--- Supplied information ---
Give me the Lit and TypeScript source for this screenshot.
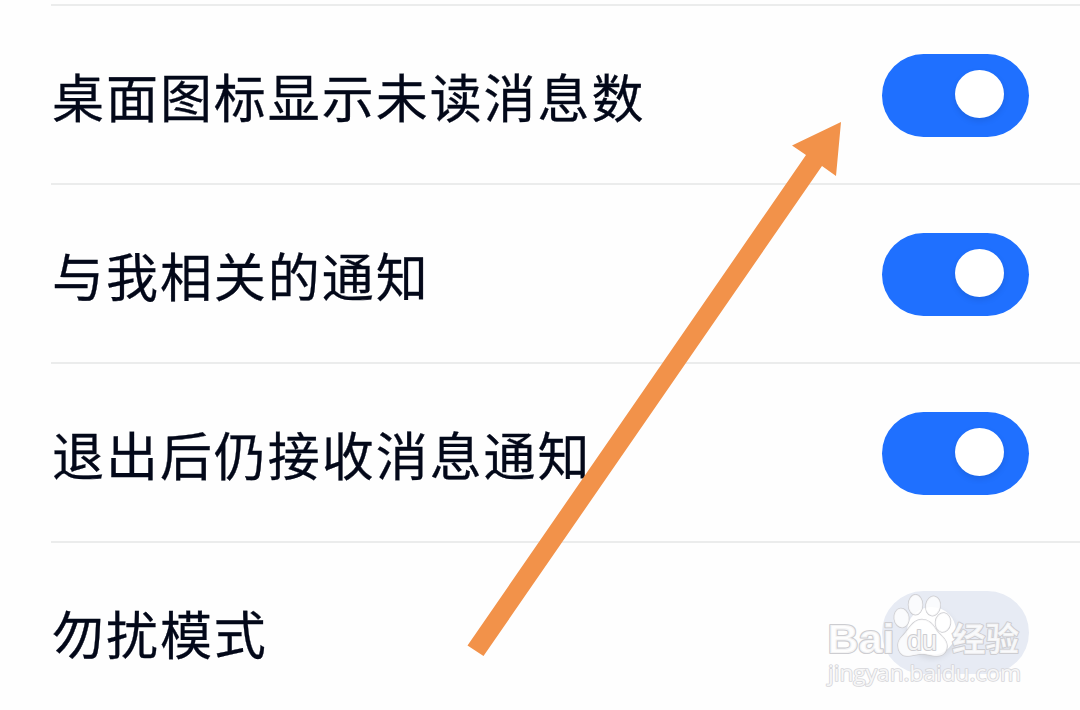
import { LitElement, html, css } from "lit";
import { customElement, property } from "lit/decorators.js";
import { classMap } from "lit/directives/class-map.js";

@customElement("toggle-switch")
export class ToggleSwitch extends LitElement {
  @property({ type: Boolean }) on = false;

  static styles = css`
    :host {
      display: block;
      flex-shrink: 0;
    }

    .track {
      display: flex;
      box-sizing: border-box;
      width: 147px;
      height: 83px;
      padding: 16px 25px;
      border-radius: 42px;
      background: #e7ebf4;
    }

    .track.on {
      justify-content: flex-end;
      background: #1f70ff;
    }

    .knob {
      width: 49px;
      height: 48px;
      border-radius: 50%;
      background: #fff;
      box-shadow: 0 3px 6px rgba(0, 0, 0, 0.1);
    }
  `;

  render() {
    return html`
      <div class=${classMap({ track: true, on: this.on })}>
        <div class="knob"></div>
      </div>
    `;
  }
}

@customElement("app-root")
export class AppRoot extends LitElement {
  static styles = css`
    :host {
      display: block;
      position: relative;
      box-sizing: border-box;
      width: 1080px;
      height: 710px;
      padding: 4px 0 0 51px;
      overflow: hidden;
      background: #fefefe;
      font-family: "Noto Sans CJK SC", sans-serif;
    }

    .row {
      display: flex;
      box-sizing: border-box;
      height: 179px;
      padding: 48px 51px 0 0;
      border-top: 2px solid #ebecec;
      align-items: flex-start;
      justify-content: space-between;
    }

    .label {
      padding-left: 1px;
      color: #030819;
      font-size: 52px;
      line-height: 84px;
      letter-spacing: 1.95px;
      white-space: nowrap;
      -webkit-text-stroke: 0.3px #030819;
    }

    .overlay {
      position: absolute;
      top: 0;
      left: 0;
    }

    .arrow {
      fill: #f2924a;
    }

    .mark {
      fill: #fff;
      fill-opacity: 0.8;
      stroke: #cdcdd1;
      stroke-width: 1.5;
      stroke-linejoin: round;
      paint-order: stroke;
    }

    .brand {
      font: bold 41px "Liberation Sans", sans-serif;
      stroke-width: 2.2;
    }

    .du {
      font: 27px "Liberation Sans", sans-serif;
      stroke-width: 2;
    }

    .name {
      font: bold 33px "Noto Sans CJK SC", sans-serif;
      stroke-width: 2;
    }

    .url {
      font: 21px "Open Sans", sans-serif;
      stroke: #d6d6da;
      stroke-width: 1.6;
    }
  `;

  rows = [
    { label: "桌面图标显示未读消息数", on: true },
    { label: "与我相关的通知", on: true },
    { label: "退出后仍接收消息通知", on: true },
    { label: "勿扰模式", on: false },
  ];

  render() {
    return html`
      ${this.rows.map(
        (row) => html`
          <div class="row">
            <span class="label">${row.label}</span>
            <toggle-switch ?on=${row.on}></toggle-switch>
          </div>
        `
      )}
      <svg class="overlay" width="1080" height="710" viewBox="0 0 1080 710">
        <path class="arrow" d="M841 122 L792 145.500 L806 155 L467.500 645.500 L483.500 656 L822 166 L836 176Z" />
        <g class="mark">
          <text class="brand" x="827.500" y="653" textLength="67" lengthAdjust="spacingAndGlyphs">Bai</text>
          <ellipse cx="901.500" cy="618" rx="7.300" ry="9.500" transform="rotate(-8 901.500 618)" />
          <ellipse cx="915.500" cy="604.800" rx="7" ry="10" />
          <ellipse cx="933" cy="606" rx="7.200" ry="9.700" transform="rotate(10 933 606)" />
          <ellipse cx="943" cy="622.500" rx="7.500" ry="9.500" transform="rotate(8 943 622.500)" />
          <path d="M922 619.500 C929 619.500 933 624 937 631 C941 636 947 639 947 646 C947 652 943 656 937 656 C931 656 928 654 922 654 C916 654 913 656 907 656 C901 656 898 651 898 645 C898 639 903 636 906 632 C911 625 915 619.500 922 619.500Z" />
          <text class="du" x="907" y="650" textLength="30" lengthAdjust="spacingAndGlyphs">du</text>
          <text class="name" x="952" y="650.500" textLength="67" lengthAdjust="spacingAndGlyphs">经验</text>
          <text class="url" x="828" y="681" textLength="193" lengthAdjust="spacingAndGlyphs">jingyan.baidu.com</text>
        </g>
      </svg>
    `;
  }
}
---
--- Supplied information ---
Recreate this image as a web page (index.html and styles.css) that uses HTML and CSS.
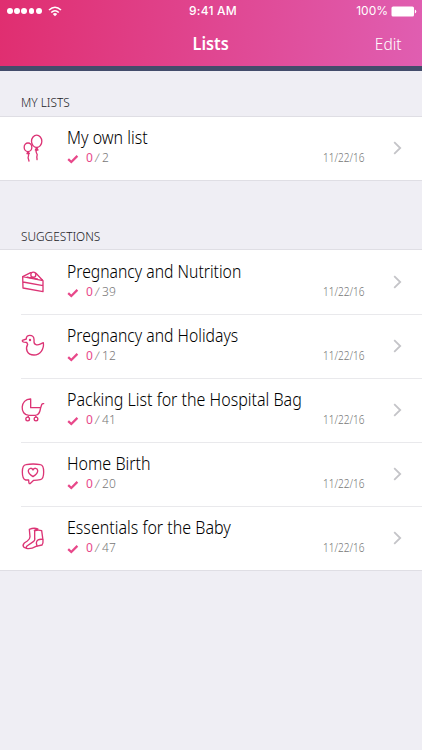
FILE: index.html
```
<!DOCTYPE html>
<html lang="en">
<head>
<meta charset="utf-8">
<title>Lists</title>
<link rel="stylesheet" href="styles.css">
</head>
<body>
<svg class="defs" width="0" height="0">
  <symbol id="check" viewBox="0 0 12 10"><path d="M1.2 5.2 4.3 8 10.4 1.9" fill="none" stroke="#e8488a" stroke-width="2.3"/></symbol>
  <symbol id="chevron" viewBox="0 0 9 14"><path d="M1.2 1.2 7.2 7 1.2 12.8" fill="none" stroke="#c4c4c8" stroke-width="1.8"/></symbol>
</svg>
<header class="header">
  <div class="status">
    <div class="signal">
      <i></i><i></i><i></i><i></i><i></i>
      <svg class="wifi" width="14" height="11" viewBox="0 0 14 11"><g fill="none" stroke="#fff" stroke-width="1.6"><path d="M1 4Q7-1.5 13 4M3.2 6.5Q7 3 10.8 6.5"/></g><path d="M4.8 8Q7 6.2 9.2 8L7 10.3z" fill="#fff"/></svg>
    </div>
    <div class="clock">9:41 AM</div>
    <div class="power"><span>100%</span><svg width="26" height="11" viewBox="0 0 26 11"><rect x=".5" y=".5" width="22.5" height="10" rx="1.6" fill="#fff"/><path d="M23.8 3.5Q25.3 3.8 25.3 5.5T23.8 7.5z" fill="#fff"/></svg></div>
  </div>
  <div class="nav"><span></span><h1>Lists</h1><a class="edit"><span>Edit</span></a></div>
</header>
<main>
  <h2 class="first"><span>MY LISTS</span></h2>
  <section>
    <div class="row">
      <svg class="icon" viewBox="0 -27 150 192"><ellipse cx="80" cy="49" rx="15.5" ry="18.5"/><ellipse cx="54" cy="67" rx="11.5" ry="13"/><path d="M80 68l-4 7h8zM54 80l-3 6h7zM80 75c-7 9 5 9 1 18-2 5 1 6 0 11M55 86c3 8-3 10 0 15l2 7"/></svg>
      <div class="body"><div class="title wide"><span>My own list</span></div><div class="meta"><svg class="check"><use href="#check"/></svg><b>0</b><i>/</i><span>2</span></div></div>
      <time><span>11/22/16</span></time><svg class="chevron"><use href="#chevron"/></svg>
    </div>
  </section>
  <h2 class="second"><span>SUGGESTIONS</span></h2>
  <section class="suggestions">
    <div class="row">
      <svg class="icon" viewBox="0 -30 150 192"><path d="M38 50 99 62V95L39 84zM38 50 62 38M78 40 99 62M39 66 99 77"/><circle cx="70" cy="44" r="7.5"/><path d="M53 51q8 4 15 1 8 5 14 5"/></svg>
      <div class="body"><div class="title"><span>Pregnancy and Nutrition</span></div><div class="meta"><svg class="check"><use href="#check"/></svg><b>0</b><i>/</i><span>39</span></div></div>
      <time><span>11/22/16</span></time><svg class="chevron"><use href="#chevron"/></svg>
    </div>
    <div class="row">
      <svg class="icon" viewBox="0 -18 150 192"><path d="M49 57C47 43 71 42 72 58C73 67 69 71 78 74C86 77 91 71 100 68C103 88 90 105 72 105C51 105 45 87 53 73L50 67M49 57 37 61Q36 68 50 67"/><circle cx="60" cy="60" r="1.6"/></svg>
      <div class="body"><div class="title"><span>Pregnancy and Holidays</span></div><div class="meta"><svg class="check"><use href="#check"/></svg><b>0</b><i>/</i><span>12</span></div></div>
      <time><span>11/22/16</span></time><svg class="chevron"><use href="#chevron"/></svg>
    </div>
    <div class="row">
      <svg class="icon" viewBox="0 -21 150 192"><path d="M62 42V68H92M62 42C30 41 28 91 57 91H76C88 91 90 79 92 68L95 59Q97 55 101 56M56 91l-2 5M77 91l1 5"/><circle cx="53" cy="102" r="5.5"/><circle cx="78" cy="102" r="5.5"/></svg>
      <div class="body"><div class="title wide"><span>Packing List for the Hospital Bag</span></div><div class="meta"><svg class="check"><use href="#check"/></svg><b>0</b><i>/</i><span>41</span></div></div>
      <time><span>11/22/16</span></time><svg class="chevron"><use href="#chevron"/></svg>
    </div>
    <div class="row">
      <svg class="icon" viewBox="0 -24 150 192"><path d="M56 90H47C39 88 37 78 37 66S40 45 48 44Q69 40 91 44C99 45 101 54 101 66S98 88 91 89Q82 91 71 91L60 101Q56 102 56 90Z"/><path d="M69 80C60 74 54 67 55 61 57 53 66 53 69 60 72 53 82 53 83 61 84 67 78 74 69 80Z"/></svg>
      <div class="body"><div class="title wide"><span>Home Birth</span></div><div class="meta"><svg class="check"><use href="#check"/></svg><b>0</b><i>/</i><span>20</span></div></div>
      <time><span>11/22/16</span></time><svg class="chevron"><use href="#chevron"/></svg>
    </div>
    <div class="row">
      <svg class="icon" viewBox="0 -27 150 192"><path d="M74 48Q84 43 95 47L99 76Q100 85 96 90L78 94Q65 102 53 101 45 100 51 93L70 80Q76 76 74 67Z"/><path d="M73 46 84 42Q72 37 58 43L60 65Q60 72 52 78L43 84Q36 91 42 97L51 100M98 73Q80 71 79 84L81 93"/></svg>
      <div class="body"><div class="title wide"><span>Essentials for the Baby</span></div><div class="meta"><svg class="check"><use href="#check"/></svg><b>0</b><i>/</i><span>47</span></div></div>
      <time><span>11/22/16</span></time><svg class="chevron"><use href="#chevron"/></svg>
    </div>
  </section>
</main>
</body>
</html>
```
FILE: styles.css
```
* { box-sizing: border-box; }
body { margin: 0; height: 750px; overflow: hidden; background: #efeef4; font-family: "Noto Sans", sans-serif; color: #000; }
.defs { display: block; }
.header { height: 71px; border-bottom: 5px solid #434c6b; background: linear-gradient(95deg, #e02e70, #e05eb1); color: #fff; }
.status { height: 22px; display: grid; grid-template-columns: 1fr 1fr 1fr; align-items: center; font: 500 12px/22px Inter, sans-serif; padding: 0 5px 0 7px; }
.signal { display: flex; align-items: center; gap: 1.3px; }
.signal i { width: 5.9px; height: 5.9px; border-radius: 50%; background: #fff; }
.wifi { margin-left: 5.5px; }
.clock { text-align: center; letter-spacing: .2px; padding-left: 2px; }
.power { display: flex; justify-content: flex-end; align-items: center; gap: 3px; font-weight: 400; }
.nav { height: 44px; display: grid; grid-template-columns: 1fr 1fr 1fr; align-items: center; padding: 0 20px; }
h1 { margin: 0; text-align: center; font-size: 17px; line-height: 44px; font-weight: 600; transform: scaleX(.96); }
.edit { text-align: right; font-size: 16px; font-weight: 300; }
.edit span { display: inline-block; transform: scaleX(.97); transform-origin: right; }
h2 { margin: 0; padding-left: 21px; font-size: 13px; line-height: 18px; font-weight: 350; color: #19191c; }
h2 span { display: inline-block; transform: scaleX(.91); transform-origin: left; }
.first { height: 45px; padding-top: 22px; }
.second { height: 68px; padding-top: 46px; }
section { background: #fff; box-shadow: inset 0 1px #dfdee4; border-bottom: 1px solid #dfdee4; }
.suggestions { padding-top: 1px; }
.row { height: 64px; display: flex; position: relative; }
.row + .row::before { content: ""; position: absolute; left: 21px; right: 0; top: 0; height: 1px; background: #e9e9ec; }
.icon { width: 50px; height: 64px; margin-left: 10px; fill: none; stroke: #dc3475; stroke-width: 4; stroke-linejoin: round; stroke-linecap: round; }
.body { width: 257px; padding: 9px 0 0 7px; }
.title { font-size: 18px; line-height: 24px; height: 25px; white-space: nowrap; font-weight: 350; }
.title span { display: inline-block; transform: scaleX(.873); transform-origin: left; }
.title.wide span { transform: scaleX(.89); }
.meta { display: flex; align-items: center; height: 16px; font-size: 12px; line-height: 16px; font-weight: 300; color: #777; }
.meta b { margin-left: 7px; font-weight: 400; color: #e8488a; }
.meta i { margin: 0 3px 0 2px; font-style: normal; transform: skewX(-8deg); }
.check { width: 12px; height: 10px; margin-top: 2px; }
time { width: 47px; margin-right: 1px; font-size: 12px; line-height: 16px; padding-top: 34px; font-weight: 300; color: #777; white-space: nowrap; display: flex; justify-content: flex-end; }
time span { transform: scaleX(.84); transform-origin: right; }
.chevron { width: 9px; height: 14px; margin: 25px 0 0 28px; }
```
---
• Your task
Show the lines of the data that hold the word "html".

• Answer to this task
import { LitElement, html, css } from "lit";
    return html`
    return html`
        (row) => html`
Recreate this image as a web page (index.html and styles.css) that uses HTML and CSS.
FILE: index.html
<!DOCTYPE html>
<html lang="en">
</html>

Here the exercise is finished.